WORK REQUIRED: Set the listing down unchanged, minus every embedded image.

[RECORDED INFORMATION start]

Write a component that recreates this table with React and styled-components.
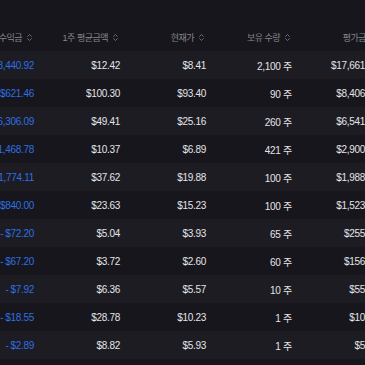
import styled, { createGlobalStyle } from "styled-components";
import { ChevronsUpDown } from "lucide-react";

const GlobalStyle = createGlobalStyle`
  html, body {
    margin: 0;
    padding: 0;
    background: #17161c;
  }
`;

const Page = styled.div`
  width: 365px;
  height: 365px;
  overflow: hidden;
  background: #17161c;
  padding-top: 23px;
  box-sizing: border-box;
  font-family: "Liberation Sans", "Noto Sans CJK KR", sans-serif;
`;

const Table = styled.div`
  margin-left: -40px;
  width: 430px;
`;

const Row = styled.div`
  display: grid;
  grid-template-columns: repeat(5, 86px);
  height: 28px;
  align-items: center;
  background: ${(p) => (p.$shade ? "#1d1c23" : "#17161c")};
`;

const HeadCell = styled.div`
  display: flex;
  justify-content: flex-end;
  align-items: center;
  gap: 3px;
  padding-right: 12px;
  font-size: 9px;
  letter-spacing: -0.5px;
  color: #85858e;
  white-space: nowrap;
`;

const Cell = styled.div`
  text-align: right;
  padding-right: 12px;
  font-size: 10px;
  letter-spacing: -0.3px;
  color: ${(p) => (p.$loss ? "#2f6fe2" : "#e4e4e9")};
  white-space: nowrap;
`;

const Minus = styled.span`
  margin-right: 2px;
`;

const SortIcon = styled(ChevronsUpDown)`
  flex-shrink: 0;
  color: #85858e;
`;

const headers = ["수익금", "1주 평균금액", "현재가", "보유 수량", "평가금"];

const rows = [
  ["$8,440.92", "$12.42", "$8.41", "2,100", "$17,661.00"],
  ["$621.46", "$100.30", "$93.40", "90", "$8,406.00"],
  ["$6,306.09", "$49.41", "$25.16", "260", "$6,541.60"],
  ["$1,468.78", "$10.37", "$6.89", "421", "$2,900.69"],
  ["$1,774.11", "$37.62", "$19.88", "100", "$1,988.00"],
  ["$840.00", "$23.63", "$15.23", "100", "$1,523.00"],
  ["$72.20", "$5.04", "$3.93", "65", "$255.45"],
  ["$67.20", "$3.72", "$2.60", "60", "$156.00"],
  ["$7.92", "$6.36", "$5.57", "10", "$55.70"],
  ["$18.55", "$28.78", "$10.23", "1", "$10.23"],
  ["$2.89", "$8.82", "$5.93", "1", "$5.93"],
];

export default function App() {
  return (
    <>
      <GlobalStyle />
      <Page>
        <Table>
          <Row>
            {headers.map((h) => (
              <HeadCell key={h}>
                {h}
                <SortIcon size={9} strokeWidth={2} />
              </HeadCell>
            ))}
          </Row>
          {rows.map((r, i) => (
            <Row key={i} $shade={i % 2 === 0}>
              <Cell $loss>
                <Minus>-</Minus>
                {r[0]}
              </Cell>
              <Cell>{r[1]}</Cell>
              <Cell>{r[2]}</Cell>
              <Cell>{r[3]} 주</Cell>
              <Cell>{r[4]}</Cell>
            </Row>
          ))}
        </Table>
      </Page>
    </>
  );
}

[RECORDED INFORMATION end]

FULL SOLUTION:
Write a component that recreates this table with React and styled-components.
import styled, { createGlobalStyle } from "styled-components";
import { ChevronsUpDown } from "lucide-react";

const GlobalStyle = createGlobalStyle`
  html, body {
    margin: 0;
    padding: 0;
    background: #17161c;
  }
`;

const Page = styled.div`
  width: 365px;
  height: 365px;
  overflow: hidden;
  background: #17161c;
  padding-top: 23px;
  box-sizing: border-box;
  font-family: "Liberation Sans", "Noto Sans CJK KR", sans-serif;
`;

const Table = styled.div`
  margin-left: -40px;
  width: 430px;
`;

const Row = styled.div`
  display: grid;
  grid-template-columns: repeat(5, 86px);
  height: 28px;
  align-items: center;
  background: ${(p) => (p.$shade ? "#1d1c23" : "#17161c")};
`;

const HeadCell = styled.div`
  display: flex;
  justify-content: flex-end;
  align-items: center;
  gap: 3px;
  padding-right: 12px;
  font-size: 9px;
  letter-spacing: -0.5px;
  color: #85858e;
  white-space: nowrap;
`;

const Cell = styled.div`
  text-align: right;
  padding-right: 12px;
  font-size: 10px;
  letter-spacing: -0.3px;
  color: ${(p) => (p.$loss ? "#2f6fe2" : "#e4e4e9")};
  white-space: nowrap;
`;

const Minus = styled.span`
  margin-right: 2px;
`;

const SortIcon = styled(ChevronsUpDown)`
  flex-shrink: 0;
  color: #85858e;
`;

const headers = ["수익금", "1주 평균금액", "현재가", "보유 수량", "평가금"];

const rows = [
  ["$8,440.92", "$12.42", "$8.41", "2,100", "$17,661.00"],
  ["$621.46", "$100.30", "$93.40", "90", "$8,406.00"],
  ["$6,306.09", "$49.41", "$25.16", "260", "$6,541.60"],
  ["$1,468.78", "$10.37", "$6.89", "421", "$2,900.69"],
  ["$1,774.11", "$37.62", "$19.88", "100", "$1,988.00"],
  ["$840.00", "$23.63", "$15.23", "100", "$1,523.00"],
  ["$72.20", "$5.04", "$3.93", "65", "$255.45"],
  ["$67.20", "$3.72", "$2.60", "60", "$156.00"],
  ["$7.92", "$6.36", "$5.57", "10", "$55.70"],
  ["$18.55", "$28.78", "$10.23", "1", "$10.23"],
  ["$2.89", "$8.82", "$5.93", "1", "$5.93"],
];

export default function App() {
  return (
    <>
      <GlobalStyle />
      <Page>
        <Table>
          <Row>
            {headers.map((h) => (
              <HeadCell key={h}>
                {h}
                <SortIcon size={9} strokeWidth={2} />
              </HeadCell>
            ))}
          </Row>
          {rows.map((r, i) => (
            <Row key={i} $shade={i % 2 === 0}>
              <Cell $loss>
                <Minus>-</Minus>
                {r[0]}
              </Cell>
              <Cell>{r[1]}</Cell>
              <Cell>{r[2]}</Cell>
              <Cell>{r[3]} 주</Cell>
              <Cell>{r[4]}</Cell>
            </Row>
          ))}
        </Table>
      </Page>
    </>
  );
}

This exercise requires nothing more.